Wednesday, March 14, 2007

Is It Help or Is It a Pop Quiz?--
I love the Southern expression, "Bless their hearts." It's kind-hearted, but with a tinge of self-righteous superiority. As in, "They're doing the best they can, bless their hearts." It's also sympathetic with no commitment to be helpful. As in, "Can't log into the critical network drive that has all your work stored on it? Bless your heart." I think error messages should end with it. "System 404 error, website can't be found, bless your heart."

I went into a Help file recently trying to get help about an application. I used the context-sensitive link expecting to learn more about the page I was on. I got a page with an anemic stem sentence with seven links. I wasn't quite sure which one would help me so I guessed and clicked one. It expanded into five more links. They were trying their best to help me, bless their hearts.
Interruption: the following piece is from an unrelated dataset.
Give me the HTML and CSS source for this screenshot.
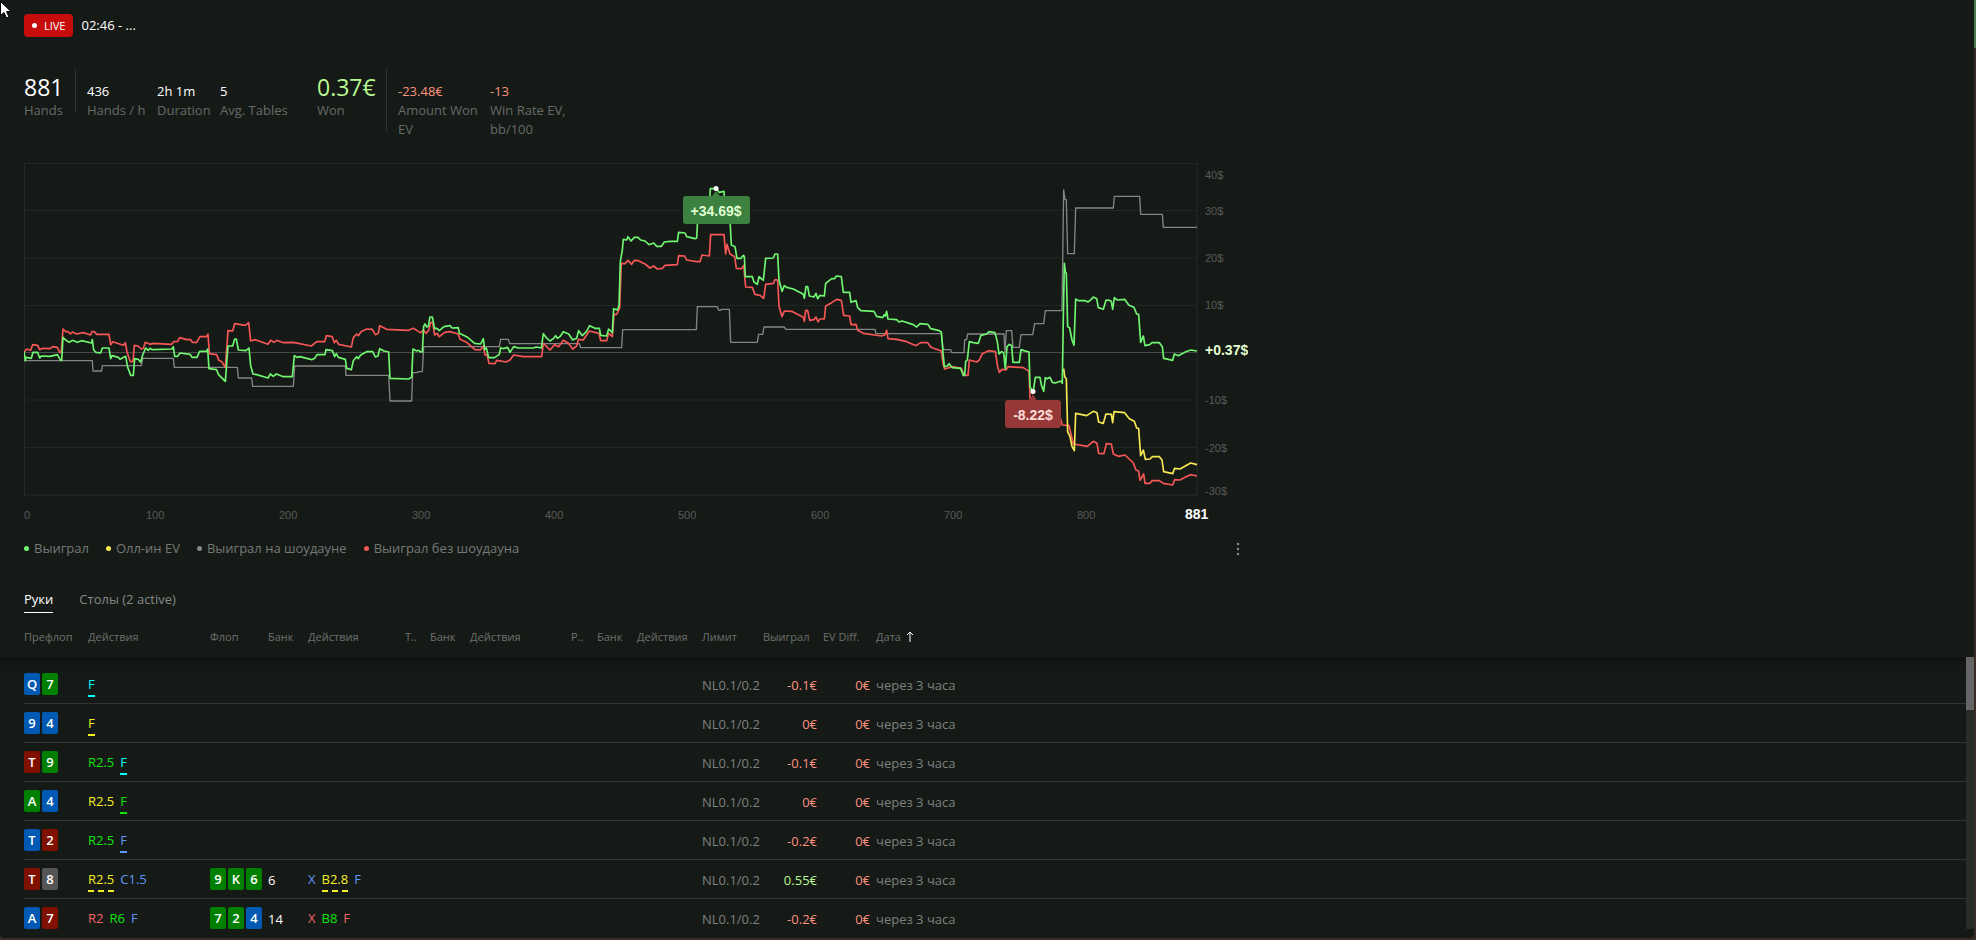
FILE: index.html
```html
<!DOCTYPE html>
<html lang="ru">
<head>
<meta charset="utf-8">
<title>02:46 - ...</title>
<link rel="stylesheet" href="styles.css">
</head>
<body>
<svg class="cursor" width="12" height="20" viewBox="0 0 12 20" aria-hidden="true"><path d="M.5 1.500V15.500L4 12.500L6.500 18L9 17L6.500 11.500H11Z" fill="#fff" stroke="#000" stroke-width="1"/></svg>
<main class="window">
  <header class="session">
    <span class="live"><i></i>LIVE</span>
    <h1>02:46 - ...</h1>
  </header>

  <section class="stats">
    <dl class="group hands-group">
      <div class="stat big first"><dd>881</dd><dt>Hands</dt></div>
      <div class="rule"></div>
      <div class="stat rate"><dd>436</dd><dt>Hands / h</dt></div>
      <div class="stat duration"><dd>2h 1m</dd><dt>Duration</dt></div>
      <div class="stat"><dd>5</dd><dt>Avg. Tables</dt></div>
    </dl>
    <dl class="group">
      <div class="stat big won"><dd class="pos">0.37€</dd><dt>Won</dt></div>
      <div class="rule"></div>
      <div class="stat wide"><dd class="neg">-23.48€</dd><dt>Amount Won EV</dt></div>
      <div class="stat wide"><dd class="neg">-13</dd><dt>Win Rate EV, bb/100</dt></div>
    </dl>
  </section>

  <section class="graph">
    <svg class="chart" viewBox="0 0 1224 364" role="img" aria-label="График выигрыша">
      <g class="grid">
        <path d="M0 1.500H1173M0 48.500H1173M0 96H1173M0 143.500H1173M0 238H1173M0 285.500H1173"/>
        <path class="frame" d="M.5 1V333M1173 1V333M0 333H1173.500"/>
        <path class="zero" d="M0 190.500H1173"/>
      </g>
      <g class="lines" transform="translate(-24 -12) scale(.33333)">
        <polyline class="gray" points="72,632 277,632 279,663 305,663 307,647 424,647 428,625 520,625 523,652 712,652 715,684 755,684 758,709 880,709 884,648 1036,648 1038,676 1166,676 1170,753 1235,753 1238,668 1251,668 1256,665 1267,665 1271,590 1498,590 1502,568 1525,568 1529,581 1738,581 1742,593 1865,593 1868,539 2089,539 2092,470 2152,470 2156,481 2162,481 2164,478 2188,478 2192,577 2272,577 2276,553 2288,553 2292,531 2353,531 2357,538 2625,538 2628,551 2824,551 2830,599 2852,599 2856,608 2892,608 2894,570 2900,568 2903,552 3012,552 3015,607 3019,542 3035,542 3039,592 3058,592 3063,554 3098,554 3104,521 3131,521 3136,482 3186,482 3191,120 3195,149 3199,149 3203,311 3223,311 3227,174 3340,174 3343,139 3419,139 3422,193 3487,193 3490,232 3591,232"/>
        <polyline class="red" points="72,607 80,597 92,601 98,584 113,586 119,599 128,595 150,596 158,590 172,592 180,608 184,605 189,537 197,545 204,545 211,552 217,546 230,552 250,548 272,555 276,545 283,545 290,553 327,553 332,584 338,575 370,586 376,578 381,606 391,635 399,635 403,586 414,588 424,597 430,595 436,577 450,583 460,580 515,583 521,575 533,574 539,563 560,569 572,569 577,577 590,577 600,560 620,560 624,552 628,611 650,614 656,630 666,636 676,652 684,542 698,543 704,521 736,526 746,518 752,573 766,569 804,583 812,571 822,577 830,571 850,578 880,577 934,588 950,575 974,575 979,557 997,560 1003,578 1009,571 1016,583 1054,591 1060,563 1070,552 1075,557 1083,545 1100,537 1117,538 1126,554 1135,550 1139,527 1160,538 1225,541 1240,535 1256,545 1262,548 1270,540 1278,550 1286,541 1292,518 1298,518 1304,555 1311,550 1318,560 1334,547 1350,545 1375,552 1380,568 1400,577 1425,599 1441,600 1450,588 1455,615 1461,614 1467,640 1485,641 1490,631 1518,636 1530,630 1541,615 1570,620 1625,620 1630,580 1650,600 1664,584 1676,590 1690,571 1705,580 1718,597 1730,588 1735,568 1750,570 1768,543 1797,550 1802,572 1820,572 1826,550 1837,560 1842,493 1850,493 1859,475 1864,340 1875,341 1884,331 1895,343 1903,331 1915,332 1935,342 1950,354 1961,348 1972,357 1988,355 1995,346 2032,344 2036,317 2054,318 2060,330 2090,335 2100,335 2106,315 2128,318 2132,254 2172,254 2177,312 2181,283 2190,312 2204,320 2209,355 2225,356 2231,346 2237,411 2257,412 2265,433 2280,436 2291,445 2297,403 2320,400 2325,389 2333,390 2337,468 2346,500 2353,483 2375,484 2410,502 2413,514 2417,481 2423,482 2429,511 2442,509 2448,501 2454,515 2460,507 2473,507 2477,468 2495,458 2510,448 2524,451 2531,496 2549,498 2553,524 2568,523 2573,541 2590,550 2645,558 2655,554 2660,541 2664,566 2690,568 2720,575 2748,587 2762,578 2783,578 2793,592 2824,603 2829,640 2834,657 2857,650 2884,655 2892,676 2904,676 2908,630 2930,636 2938,630 2947,611 2966,602 2986,605 2993,650 2998,667 3006,658 3018,660 3024,650 3070,653 3087,664 3090,745 3100,765 3180,800 3187,825 3207,827 3220,882 3262,889 3280,874 3291,880 3296,910 3312,911 3319,881 3334,882 3340,912 3355,919 3375,915 3400,939 3408,960 3416,963 3420,991 3431,972 3435,1000 3450,1000 3456,992 3478,992 3490,1000 3518,1005 3524,989 3540,990 3555,982 3572,974 3591,978"/>
        <polyline class="yellow" points="3191,656 3194,680 3199,686 3203,845 3210,860 3216,889 3223,902 3227,790 3260,797 3280,784 3291,788 3296,816 3310,820 3318,792 3334,793 3338,818 3342,785 3374,788 3388,806 3403,814 3410,834 3416,836 3422,917 3430,900 3436,928 3450,927 3457,920 3478,920 3486,930 3491,965 3518,971 3524,955 3540,957 3556,948 3572,939 3591,944"/>
        <polyline class="green" points="72,605 76,632 78,622 94,625 99,607 113,607 119,624 124,618 150,619 172,614 182,631 185,631 189,562 197,570 208,577 217,571 232,577 245,572 274,579 277,569 281,600 288,607 302,609 307,594 327,594 332,626 336,617 355,622 360,628 377,619 383,652 392,676 400,676 404,626 415,628 422,637 428,615 437,594 445,601 450,595 457,599 516,597 520,590 524,619 533,619 540,609 570,613 576,622 591,622 599,604 620,604 623,597 627,656 650,659 655,673 676,694 684,588 698,588 704,567 709,567 715,600 738,602 747,594 752,647 759,672 770,674 804,684 811,672 820,679 829,672 850,680 877,680 883,617 891,622 900,620 935,629 944,625 951,614 975,614 978,599 997,602 1004,620 1009,611 1015,622 1036,628 1040,655 1054,659 1060,632 1070,620 1075,626 1082,615 1100,605 1118,605 1126,621 1134,618 1139,596 1152,603 1166,606 1170,685 1226,687 1235,682 1239,597 1250,603 1256,601 1262,606 1267,606 1271,529 1275,522 1280,531 1285,529 1290,501 1297,501 1304,536 1311,535 1318,542 1332,530 1350,527 1356,534 1375,533 1378,550 1400,560 1424,580 1442,582 1450,566 1454,599 1459,594 1466,623 1484,623 1498,613 1502,593 1510,596 1523,592 1530,607 1541,590 1555,594 1600,594 1609,591 1624,594 1630,551 1638,562 1650,573 1661,565 1667,557 1672,565 1680,560 1690,545 1706,552 1718,570 1730,565 1736,542 1747,557 1759,545 1769,527 1785,535 1798,535 1802,556 1820,558 1826,537 1837,548 1841,476 1852,480 1857,467 1861,335 1867,300 1870,268 1880,270 1884,260 1893,273 1903,262 1914,262 1922,270 1935,273 1947,284 1961,279 1970,289 1984,289 1993,276 2010,274 2032,274 2036,247 2055,249 2060,260 2085,266 2090,264 2095,170 2128,170 2131,116 2150,116 2157,127 2172,124 2175,180 2190,210 2194,285 2205,290 2211,325 2223,325 2230,316 2233,319 2236,380 2257,380 2262,396 2272,403 2277,380 2290,391 2297,325 2320,324 2325,312 2333,312 2337,390 2346,424 2353,407 2360,412 2380,417 2410,433 2413,445 2418,410 2423,410 2428,438 2442,441 2448,430 2453,446 2460,436 2473,438 2477,400 2495,386 2504,386 2509,378 2524,380 2530,427 2549,427 2553,457 2568,452 2573,473 2583,482 2622,484 2630,499 2648,503 2653,494 2656,498 2660,484 2664,507 2690,509 2697,516 2706,513 2740,524 2750,531 2760,521 2784,523 2792,536 2815,541 2824,546 2829,608 2833,650 2842,648 2847,641 2857,653 2882,655 2890,676 2894,676 2897,635 2902,630 2908,575 2920,578 2935,580 2943,556 2960,552 2967,545 2985,548 2992,575 2997,612 3005,605 3011,608 3016,656 3021,590 3028,583 3035,587 3039,637 3058,637 3063,599 3072,602 3087,606 3090,710 3097,725 3100,722 3106,682 3120,682 3124,704 3131,724 3136,683 3142,686 3150,682 3157,697 3166,699 3183,693 3187,700 3190,500 3193,340 3196,365 3199,370 3203,530 3209,534 3216,570 3222,586 3227,447 3235,452 3256,452 3264,456 3273,449 3280,441 3290,446 3295,473 3310,478 3318,451 3325,450 3334,454 3338,478 3343,443 3352,450 3374,448 3387,466 3402,472 3410,492 3416,493 3422,577 3430,558 3435,587 3449,584 3456,578 3478,578 3487,590 3491,625 3505,628 3518,631 3523,612 3535,617 3556,606 3572,600 3591,603"/>
      </g>
      <g class="tip max">
        <path d="M692 29L696 34H688Z"/><rect x="659" y="34" width="67" height="28" rx="3"/>
        <circle cx="692" cy="26.500" r="2.500"/><text x="692" y="54">+34.69$</text>
      </g>
      <g class="tip min">
        <path d="M1009 232L1013 239H1005Z"/><rect x="981" y="238" width="56" height="28" rx="3"/>
        <circle cx="1009" cy="229.500" r="2.500"/><text x="1009" y="258">-8.22$</text>
      </g>
      <g class="axis">
        <text x="1181" y="17">40$</text><text x="1181" y="53">30$</text><text x="1181" y="100">20$</text><text x="1181" y="147">10$</text>
        <text x="1181" y="242">-10$</text><text x="1181" y="290">-20$</text><text x="1181" y="333">-30$</text>
        <text class="now" x="1181" y="193">+0.37$</text>
        <text x="0" y="357">0</text><text x="122" y="357">100</text><text x="255" y="357">200</text><text x="388" y="357">300</text><text x="521" y="357">400</text><text x="654" y="357">500</text><text x="787" y="357">600</text><text x="920" y="357">700</text><text x="1053" y="357">800</text>
        <text class="total" x="1161" y="357">881</text>
      </g>
    </svg>
    <div class="legend-row">
      <ul class="legend">
        <li class="l-green">Выиграл</li>
        <li class="l-yellow">Олл-ин EV</li>
        <li class="l-gray">Выиграл на шоудауне</li>
        <li class="l-red">Выиграл без шоудауна</li>
      </ul>
      <button class="more" type="button" aria-label="Меню"><svg width="4" height="14" viewBox="0 0 4 14"><circle cx="2" cy="2" r="1.250"/><circle cx="2" cy="7" r="1.250"/><circle cx="2" cy="12" r="1.250"/></svg></button>
    </div>
  </section>

  <nav class="tabs">
    <button type="button" class="active">Руки</button>
    <button type="button">Столы (2 active)</button>
  </nav>

  <section class="hands">
    <table>
      <colgroup><col class="c64"><col class="c122"><col class="c58"><col class="c40"><col class="c97"><col class="c25"><col class="c40"><col class="c101"><col class="c26"><col class="c40"><col class="c65"><col class="c61"><col class="c60"><col class="c53"><col></colgroup>
      <thead><tr><th>Префлоп</th><th>Действия</th><th>Флоп</th><th>Банк</th><th>Действия</th><th>Т..</th><th>Банк</th><th>Действия</th><th>Р..</th><th>Банк</th><th>Действия</th><th>Лимит</th><th>Выиграл</th><th>EV Diff.</th><th>Дата <svg class="sort" width="8" height="11" viewBox="0 0 8 11"><path d="M4 11V1M1 4L4 1L7 4"/></svg></th></tr></thead>
      <tbody>
        <tr><td><b class="card d">Q</b><b class="card c">7</b></td><td><span class="act cyan line">F</span></td><td></td><td></td><td></td><td></td><td></td><td></td><td></td><td></td><td></td><td class="dim">NL0.1/0.2</td><td class="num neg">-0.1€</td><td class="num ev neg">0€</td><td class="dim">через 3 часа</td></tr>
        <tr><td><b class="card d">9</b><b class="card d">4</b></td><td><span class="act yel line">F</span></td><td></td><td></td><td></td><td></td><td></td><td></td><td></td><td></td><td></td><td class="dim">NL0.1/0.2</td><td class="num neg">0€</td><td class="num ev neg">0€</td><td class="dim">через 3 часа</td></tr>
        <tr><td><b class="card h">T</b><b class="card c">9</b></td><td><span class="act grn">R2.5</span><span class="act cyan line">F</span></td><td></td><td></td><td></td><td></td><td></td><td></td><td></td><td></td><td></td><td class="dim">NL0.1/0.2</td><td class="num neg">-0.1€</td><td class="num ev neg">0€</td><td class="dim">через 3 часа</td></tr>
        <tr><td><b class="card c">A</b><b class="card d">4</b></td><td><span class="act yel">R2.5</span><span class="act grn line">F</span></td><td></td><td></td><td></td><td></td><td></td><td></td><td></td><td></td><td></td><td class="dim">NL0.1/0.2</td><td class="num neg">0€</td><td class="num ev neg">0€</td><td class="dim">через 3 часа</td></tr>
        <tr><td><b class="card d">T</b><b class="card h">2</b></td><td><span class="act grn">R2.5</span><span class="act blu line">F</span></td><td></td><td></td><td></td><td></td><td></td><td></td><td></td><td></td><td></td><td class="dim">NL0.1/0.2</td><td class="num neg">-0.2€</td><td class="num ev neg">0€</td><td class="dim">через 3 часа</td></tr>
        <tr><td><b class="card h">T</b><b class="card s">8</b></td><td><span class="act yel dash">R2.5</span><span class="act blu">C1.5</span></td><td><b class="card c">9</b><b class="card c">K</b><b class="card c">6</b></td><td class="bank">6</td><td><span class="act blu">X</span><span class="act yel dash">B2.8</span><span class="act blu">F</span></td><td></td><td></td><td></td><td></td><td></td><td></td><td class="dim">NL0.1/0.2</td><td class="num pos">0.55€</td><td class="num ev neg">0€</td><td class="dim">через 3 часа</td></tr>
        <tr><td><b class="card d">A</b><b class="card h">7</b></td><td><span class="act red">R2</span><span class="act grn">R6</span><span class="act blu">F</span></td><td><b class="card c">7</b><b class="card c">2</b><b class="card d">4</b></td><td class="bank">14</td><td><span class="act red">X</span><span class="act grn">B8</span><span class="act red">F</span></td><td></td><td></td><td></td><td></td><td></td><td></td><td class="dim">NL0.1/0.2</td><td class="num neg">-0.2€</td><td class="num ev neg">0€</td><td class="dim">через 3 часа</td></tr>
      </tbody>
    </table>
    <div class="scrollbar"><div class="thumb"></div></div>
  </section>
</main>
</body>
</html>
```
FILE: styles.css
```css
* { box-sizing: border-box; }

body {
  margin: 0;
  border-bottom: 2px solid #3a2a28;
  background: linear-gradient(#4a7a4f 48px, #3a2a28 48px);
  color: #fff;
  font: 13px/19px "Open Sans", "Noto Sans", sans-serif;
}

button { border: 0; padding: 0; background: none; color: inherit; font: inherit; }

.cursor { position: absolute; top: 0; left: 0; }

.window {
  display: flex;
  flex-direction: column;
  min-height: calc(100vh - 2px);
  margin-right: 2px;
  border-radius: 0 0 4px 4px;
  background: #161a17;
}

.session { display: flex; align-items: center; gap: 8px; padding: 14px 24px 0; }
.session h1 { margin: 0; font-size: 13px; font-weight: 400; line-height: 23px; }
.live {
  display: flex;
  align-items: center;
  gap: 7px;
  padding: 0 8px;
  border-radius: 4px;
  background: #c60c0c;
  font-size: 11px;
  line-height: 23px;
}
.live i { width: 5px; height: 5px; border-radius: 50%; background: #fff; }

.stats { display: flex; padding: 32px 24px 23px; }
.group { display: flex; align-items: flex-start; margin: 0; }
.hands-group { width: 293px; }
.stat { margin-right: 12px; padding-top: 13px; color: #666a67; white-space: nowrap; }
.stat dd { margin: 0; color: #fff; }
.stat.big { padding-top: 4px; }
.big dd { font-size: 23px; line-height: 28px; }
.stat.first { width: 51px; margin: 0; }
.stat.won { width: 69px; margin: 0; }
.stat.wide { width: 80px; white-space: normal; }
.rule { width: 1px; height: 62px; margin-right: 11px; background: #303532; }
.hands-group .rule { height: 43px; }
.rate { width: 58px; }
.duration { width: 51px; }
.stat dd.pos, .pos { color: #b8f78f; }
.stat dd.neg, .neg { color: #fc9180; }

.graph { max-width: 1272px; padding: 0 24px; }
.chart { display: block; width: 100%; }
.grid path { fill: none; stroke: #222724; }
.grid .frame { stroke: #262a28; }
.grid .zero { stroke: #474a48; }
.lines polyline { fill: none; stroke-width: 5; stroke-linejoin: round; }
.lines .gray { stroke: #858585; stroke-width: 4; }
.lines .red { stroke: #f55757; }
.lines .yellow { stroke: #f7ea55; }
.lines .green { stroke: #70f570; }
.chart text { font: 11px "Liberation Sans", sans-serif; fill: #565a57; }
.chart .now { font-size: 14px; font-weight: 700; fill: #e2ffd0; }
.chart .total { font-size: 14px; font-weight: 700; fill: #fff; }
.chart .tip text { font-size: 14px; font-weight: 700; text-anchor: middle; }
.tip circle { fill: #fff; }
.max { fill: #3c8140; }
.chart .max text { fill: #dfffd0; }
.min { fill: #963838; }
.chart .min text { fill: #ffdcd6; }

.legend-row { display: flex; justify-content: space-between; align-items: center; padding: 13px 8px 0 0; }
.legend { display: flex; gap: 17px; margin: 0; padding: 0; list-style: none; color: #757976; }
.legend li { display: flex; align-items: center; gap: 5px; }
.legend li::before { content: ""; width: 5px; height: 5px; border-radius: 50%; background: currentColor; }
.l-green::before { color: #70f570; }
.l-yellow::before { color: #f7ea55; }
.l-gray::before { color: #858585; }
.l-red::before { color: #f55757; }
.more svg { display: block; fill: #858987; }

.tabs { display: flex; gap: 26px; padding: 32px 24px 0; color: #858987; }
.tabs button { padding-bottom: 3px; border-bottom: 1px solid transparent; }
.tabs .active { border-color: #fff; color: #fff; }

.hands { position: relative; padding: 3px 8px 0 24px; }
.hands::before {
  content: "";
  position: absolute;
  top: 44px;
  right: 8px;
  left: 0;
  height: 20px;
  background: linear-gradient(#111311, #161a17);
}
table { position: relative; width: 100%; table-layout: fixed; border-collapse: separate; border-spacing: 0; }
.c25 { width: 25px; } .c26 { width: 26px; } .c40 { width: 40px; } .c53 { width: 53px; }
.c58 { width: 58px; } .c60 { width: 60px; } .c61 { width: 61px; } .c64 { width: 64px; }
.c65 { width: 65px; } .c97 { width: 97px; } .c101 { width: 101px; } .c122 { width: 122px; }
th { height: 41px; padding: 0; color: #6c706d; font-size: 11px; font-weight: 400; text-align: left; white-space: nowrap; }
.sort { margin-left: 2px; vertical-align: -1px; fill: none; stroke: #fff; }
td { height: 39px; padding: 0; border-bottom: 1px solid #303532; white-space: nowrap; }
.dim, .num, .bank { padding-top: 2px; }
tbody tr:first-child td { height: 47px; padding-top: 8px; }
tbody tr:first-child .dim, tbody tr:first-child .num { padding-top: 10px; }
tbody tr:last-child td { height: 38px; border: 0; }
.card {
  display: inline-block;
  width: 16px;
  margin-right: 2px;
  border-radius: 2px;
  font-size: 13px;
  font-weight: 600;
  line-height: 22px;
  text-align: center;
  vertical-align: middle;
}
.d { background: #0059b3; }
.c { background: #008000; }
.h { background: #801000; }
.s { background: #555; }
.act { display: inline-block; height: 26px; margin-right: 6px; border-bottom: 2px solid transparent; line-height: 26px; vertical-align: middle; }
.line { border-color: currentColor; }
.dash { border: 0; background: repeating-linear-gradient(90deg, currentColor 0 6px, transparent 6px 10px) bottom / 100% 2px no-repeat; }
.cyan { color: #0ff; }
.yel { color: #f5ee25; }
.grn { color: #0de40d; }
.blu { color: #5c97f5; }
.act.red { color: #f06464; }
.dim { color: #7d817e; }
.num { padding-right: 6px; text-align: right; }

.scrollbar { position: absolute; top: 44px; right: 0; bottom: 8px; width: 8px; border-radius: 0 0 4px 0; background: #282d2a; }
.thumb { height: 53px; background: #656565; }
```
But my response was not one of gratitude. What I wanted to say was, "Hey, who's supposed to be asking the questions, me or you?" Since the Help screens that were being 'anything but' were part of a Help system I am working on, I get to roll up my sleeves and do something about it.

So we are now working on a new architecture, one that emphasizes giving useful information on the first click and then offering a simple, two-path fork: One that gets the user directly to the task information (procedure) and one that takes the user to a guidelines topic. Each of those topics can have more links on them (for example, extended background topics linked from the guidelines topic), but by then the users are smarter and can understand their choices better.

On simple screens, we can make either the guidelines topic or the task topic part of the initial information screen. (In those cases, if the UI is self-explanatory, consider making the guidelines topic the first topic and link to the task topic from it.) On complex, multitask screens, such as multitab screens, the Help link could open a topic that has a Tab/Description table. For each tab description, provide the double link, i.e., task or guideline.

  • Don't make the users click through a link farm before they get to anything useful. Give them insight into the application at their entry point into the Help system.
  • Don't overload the user with decisions at their entry point into the Help system. Expand their choices as they travel the drill-down path.
In short, the user is rarely better served by adding choices to a cognitive load that is already being taxed (they clicked on Help for a reason). Be parsimonious with links and give new information or insight at every click.